There has been some progress and today there are many enlightened members of the clergy, but there is still a long way to go. Nuns still do not have a say, for it is men who always decide their fate. Pope Francis is trying to change things, but he finds before him a closed world and many enemies.

Did you perform the play about Sister Juana in front of an audience of nuns?

Yes. Many of them did not know Sister Juana, but they all seemed enthusiastic. They understood Juana, they were on her side, and consider her a point of reference for freedom, autonomy and courage. I was struck by the cultural preparation of many of the nuns; today women enter a convent by choice, not as a fallback or an imposition.

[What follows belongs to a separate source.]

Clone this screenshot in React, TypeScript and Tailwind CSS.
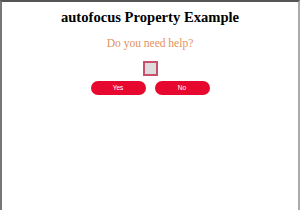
export default function App() {
  return (
    <div className="h-[210px] w-[300px] overflow-hidden bg-white">
      <div className="h-[230px] border-t-2 border-l-2 border-r-2 border-t-[#555] border-l-[#777] border-r-[#aaa] bg-white">
        <div className="flex flex-col items-center pt-[6px]">
          <h1 className="text-[14.6px] font-bold leading-[18px] text-black" style={{ fontFamily: '"Liberation Serif", serif' }}>
            autofocus Property Example
          </h1>
          <p className="mt-[10px] text-[11.5px] leading-[14px] text-[#e3925a]" style={{ fontFamily: '"Liberation Serif", serif' }}>
            Do you need help?
          </p>
          <div className="mt-[11px] h-[15px] w-[15px] border-2 border-[#c8506a] bg-[#dcdcdc]" />
          <div className="mt-[5px] flex gap-[9px]">
            <button className="h-[14px] w-[55px] rounded-full bg-[#e8072e] text-[6.5px] leading-[14px] text-white" style={{ fontFamily: '"Liberation Sans", sans-serif' }}>
              Yes
            </button>
            <button className="h-[14px] w-[55px] rounded-full bg-[#e8072e] text-[6.5px] leading-[14px] text-white" style={{ fontFamily: '"Liberation Sans", sans-serif' }}>
              No
            </button>
          </div>
        </div>
      </div>
    </div>
  )
}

Is there a lesson that Sister Juana can teach women today?

It is the awareness that culture, art and poetry are fundamental tools for emancipation.

What has your encounter with this extraordinary seventeenth-century mystic and intellectual given to you personally?

It consolidated a certainty. Even in the most difficult times, when they are deprived of their intellectual autonomy and considered the property of others, women do not lose heart but continue to fight. In history there are not only victims, fortunately there are also many rebels.